The court found in urgent order inconsistencies of conduct in the person of Nawaz Sharif which stood him in violation of Article 62 of the Constitution and its sub-clauses. The generic nature of the charge enabled ample space to puritans and cynics alike to trash the verdict as targeted and exaggerated for the lack of evidence needed to prove someone guilty of a charge with as loose a definition as is contained in the article.

This has left a number of questions unanswered: was Nawaz Sharif pre-judged for indisputable crimes, not yet tried by the court – they instead referred the matter to the accountability courts for charges emerging from their scrutiny of the evidence retaining the status of the Supreme Court as an appellate court? Did they, for example in very crass terms, see vile in their scrutiny which was just too odious for them to let Nawaz continue in the position of the prime minister?

Unsure whether the corrupted system of accountability courts would actually hold someone as important as Nawaz Sharif guilty of what was visible to the justices, the least they could do was to separate him from the position of the highest executive authority which assumes a certain level of personal fidelity and decent conduct. And, hence, resorted to what were to them the only clauses in the Constitution empowering them to disqualify a sitting prime minister. Knowing well this would be a loose qualification of a guilt severely berated on the evening television, they yet stuck their neck out in the larger good. Didn’t Justice Asif Khosa quote: ‘justice may be blind but judges are not’?

And, since the justices rarely explain themselves other than through judgments, it became an open field for all, puritans and cynics, to cry conspiracy – Pakistani intelligentsia’s default recourse which invokes the military in the shadows of everything that seems unsavoury. Not just the intelligentsia, those impacted by the events too. As was in this case when Nawaz Sharif, after his disqualification, travelled back to his hometown in Lahore on the GT Road, and invoked over four days with careless abandon the hidden hand of the ‘powers that be’ which had de-seated an elected prime minister ‘of the people, from the people’.

A case that was only half-tried and half-adjudicated, without ample explanation to save blushes all around, was how the judges pronounced; and that opened the space for a major political party and its leadership to go, full-bore, against their nation’s military. All in all, the judgment will still stand the test of jurisprudential scrutiny, for being just if not procedurally adequate – subject to fair judicial accountability in the NAB Court. Yet, the worms have already spilled out. Time may settle things down but it remains an open season. There are as many opinions as are mouths and space aplenty to keep all relevant, and the people, confused and guessing.
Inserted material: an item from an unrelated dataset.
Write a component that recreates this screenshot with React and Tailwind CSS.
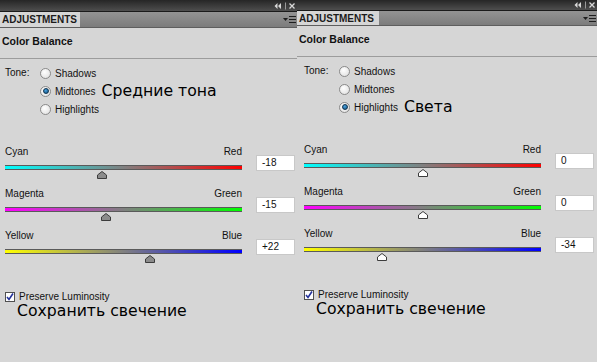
const sliders = [
  { from: "Cyan", to: "Red", bar: "bg-[linear-gradient(to_right,#00ffff,#808080_50%,#ff0000)]" },
  { from: "Magenta", to: "Green", bar: "bg-[linear-gradient(to_right,#ff00ff,#808080_50%,#00ff00)]" },
  { from: "Yellow", to: "Blue", bar: "bg-[linear-gradient(to_right,#ffff00,#808080_50%,#0000ff)]" },
];

const tones = ["Shadows", "Midtones", "Highlights"];

const panels = [
  {
    id: "left",
    width: "w-[297px]",
    topBar: "h-[12px]",
    tabRow: "h-[16px]",
    tab: "w-[80px]",
    pad: "pl-[5px]",
    tone: "Midtones",
    note: "Средние тона",
    values: [-18, -15, 22],
    thumbFill: "#8b8b8b",
  },
  {
    id: "right",
    width: "w-[300px]",
    topBar: "h-[11px]",
    tabRow: "h-[15px]",
    tab: "w-[82px]",
    pad: "pl-[7px]",
    tone: "Highlights",
    note: "Света",
    values: [0, 0, -34],
    thumbFill: "#ffffff",
  },
];

const ui = { fontFamily: '"Liberation Sans", Arial, sans-serif' };
const big = { fontFamily: '"DejaVu Sans", Verdana, sans-serif' };

function fmt(v) {
  if (v > 0) return "+" + v;
  return String(v);
}

function TopIcons() {
  return (
    <svg width="22" height="8" viewBox="0 0 22 8" className="shrink-0">
      <path d="M3.5 1 L0.5 4 L3.5 7 Z M7 1 L4 4 L7 7 Z" fill="#d8d8d8" />
      <path d="M11.5 0.5 V7.5" stroke="#9a9a9a" />
      <path d="M15.5 1.5 L20.5 6.5 M20.5 1.5 L15.5 6.5" stroke="#d8d8d8" strokeWidth="1.3" />
    </svg>
  );
}

function MenuIcon() {
  return (
    <svg width="13" height="9" viewBox="0 0 13 9" className="shrink-0">
      <path d="M0 3 H5 L2.5 6 Z" fill="#1e1e1e" />
      <path d="M6 1.5 H13 M6 4.5 H13 M6 7.5 H13" stroke="#1e1e1e" strokeWidth="1.2" />
    </svg>
  );
}

function Radio({ on }) {
  return (
    <span className="w-[11px] h-[11px] rounded-full border border-[#8a8a8a] bg-[radial-gradient(circle_at_40%_35%,#ffffff,#dcdcdc)] flex items-center justify-center shrink-0">
      {on && <span className="w-[6px] h-[6px] rounded-full bg-[radial-gradient(circle_at_40%_35%,#4aa3e0,#12507f)] border border-[#0d3350]" />}
    </span>
  );
}

function Thumb({ fill }) {
  return (
    <svg width="10" height="8" viewBox="0 0 10 8">
      <path d="M0.5 7.5 V4 L5 0.5 L9.5 4 V7.5 Z" fill={fill} stroke="#3c3c3c" />
    </svg>
  );
}

function Slider({ s, value, fill }) {
  return (
    <div className="flex h-[42px]">
      <div className="w-[237px]">
        <div className="flex justify-between h-[12px] leading-[12px] text-[10px] text-[#111]">
          <span>{s.from}</span>
          <span>{s.to}</span>
        </div>
        <div className={"mt-[7px] h-[5px] border-t border-b border-[#5a5a5a] " + s.bar} />
        <div className="relative h-[9px]">
          <div className="absolute top-[1px] -translate-x-1/2" style={{ left: (value + 100) / 2 + "%" }}>
            <Thumb fill={fill} />
          </div>
        </div>
      </div>
      <div className="ml-[14px] mt-[9px] w-[39px] h-[16px] bg-white border border-[#c8c8c8] text-[10px] leading-[14px] pl-[5px] text-[#111]">
        {fmt(value)}
      </div>
    </div>
  );
}

function Panel({ p }) {
  return (
    <div className={"shrink-0 h-full overflow-hidden bg-[#d6d6d6] " + p.width} style={ui}>
      <div className={"flex items-center justify-end pr-[1px] bg-[linear-gradient(#262626,#4e4e4e)] border-b border-[#1a1a1a] " + p.topBar}>
        <TopIcons />
      </div>
      <div className={"flex items-stretch bg-[linear-gradient(#939393,#7c7c7c)] border-b border-[#5e5e5e] " + p.tabRow}>
        <div className={"bg-[#d6d6d6] pl-[2px] text-[10px] font-bold leading-[15px] text-[#1b1b1b] whitespace-nowrap " + p.tab}>
          ADJUSTMENTS
        </div>
        <div className="flex-1 flex items-center justify-end pr-[1px]">
          <MenuIcon />
        </div>
      </div>
      <div className="h-[31px] border-b border-[#9c9c9c] pt-[7px] pl-[2px] text-[10.5px] font-bold leading-[12px] text-[#111]">
        Color Balance
      </div>
      <div className={"flex mt-[5px] " + p.pad}>
        <div className="w-[35px] h-[18px] leading-[18px] text-[10px] text-[#111]">Tone:</div>
        <div className="flex flex-col">
          {tones.map((t) => (
            <div key={t} className="flex items-center h-[18px] gap-[4px]">
              <Radio on={t === p.tone} />
              <span className="text-[10px] text-[#111]">{t}</span>
              {t === p.tone && (
                <span className="ml-[2px] text-[15.7px] leading-[18px] text-black" style={big}>
                  {p.note}
                </span>
              )}
            </div>
          ))}
        </div>
      </div>
      <div className={"mt-[28px] " + p.pad}>
        {sliders.map((s, i) => (
          <Slider key={s.from} s={s} value={p.values[i]} fill={p.thumbFill} />
        ))}
      </div>
      <div className={"mt-[20px] " + p.pad}>
        <div className="flex items-center h-[10px] gap-[4px]">
          <span className="w-[10px] h-[10px] bg-white border border-[#505050] flex items-center justify-center">
            <svg width="8" height="8" viewBox="0 0 8 8">
              <path d="M1 4 L3 6.5 L7 0.5" fill="none" stroke="#23329a" strokeWidth="1.6" />
            </svg>
          </span>
          <span className="text-[10px] leading-[10px] text-[#111]">Preserve Luminosity</span>
        </div>
        <div className="pl-[12px] text-[15.7px] leading-[18px] text-black" style={big}>
          Сохранить свечение
        </div>
      </div>
    </div>
  );
}

export default function App() {
  return (
    <div className="flex w-[597px] h-[362px] overflow-hidden bg-[#d6d6d6]">
      {panels.map((p) => (
        <Panel key={p.id} p={p} />
      ))}
    </div>
  );
}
Not a good place to be for nation struggling to establish its future course through its most difficult times, internally and externally.

It is in such season that Nawaz Sharif decided to launch his daughter as the heir to his throne. Whether right or wrong, that is for the family to grapple with but she was entrusted to lead the campaign for her mother in NA-120 over all others in the family. The decision will reverberate through the rank and file and determine the future shape that the PML-N takes, but Maryam at a tender political age will carry a heavy burden. Whatever shape the party takes in the ensuing melee, the die is cast and Maryam is the next leader assuming that Nawaz Sharif’s fate does get sealed beyond Article 62 following a trial by the NAB Court. If so, he is history and Maryam is here to stay. The tea leaves so hint at.

So then what values has Maryam Nawaz imbibed in her lead-up to the decision of inheriting the biggest political party of Pakistan and its largest province, with a majority in the assembly and an incumbent government? Forget ‘Dawnleaks’ for being too controversial; it is her father’s disqualification and his rally on the GT Road crying conspiracy and an anti-military rhetoric that partners judiciary in derailing democracy. Democracy in this case being the person of Nawaz Sharif. He also, in an interview, claimed that he was now an ideological being after having “suffered” so much. What does Maryam say in an interview later, ‘I too am an ideologue hereon, like my father’. Note her victory speech on behalf of her mother after the PMLN won NA-120. Full of aspersions and not so veiled references to the military. Whose military? Of the nation that her government runs today and she hopes to govern one day.

That is the sad part of it all. A young lady beginning her career as the potential head of the party believes and states without reservations that the military and the judiciary of that nation are her true opponents. What are we getting into? The people who vote for them don’t understand the nuances of their leader’s loaded statements and vote for them for tribal reasons unable to understand the sophistry of power politics which in reality determines the future of their country and society. Yet they get invoked as the ultimate arbiters in this communalised vendetta.

Their determinations are simple and too basic to make any long-drawn conclusions of how their invested power fares in their service. Beyond the electoral exercise they remain at the lowest rung of the priority ladder in any consideration to barely eek an existence. Yet it is in their name that we corrupt the system of power to exploit and entitle ourselves to the privileges that come with it. It remains an inexcusable travesty.

I have spent a significant number of years of my life in Western democracies and more or less founded my political understanding based on such experience. To me, politics is about public service. People who chose it were imbued with the spirit of service and sacrifice for others in the society. To me, power is shared, as in the Westminster model, and the prime minister was just that: a prime minister, who could exchange positions within the cabinet and his party if the political wisdom so ordained – or if he became blotted. Presidents were impeached. And heavens did not fall.

Why is it only here that democracy derails if one guy changes position? That too on account of a misdeed and a crime? And why only with the PML-N does such an event endanger democracy? To save one man and hold on to power, they wager the nation. My simple, non-political mind is unable to fathom.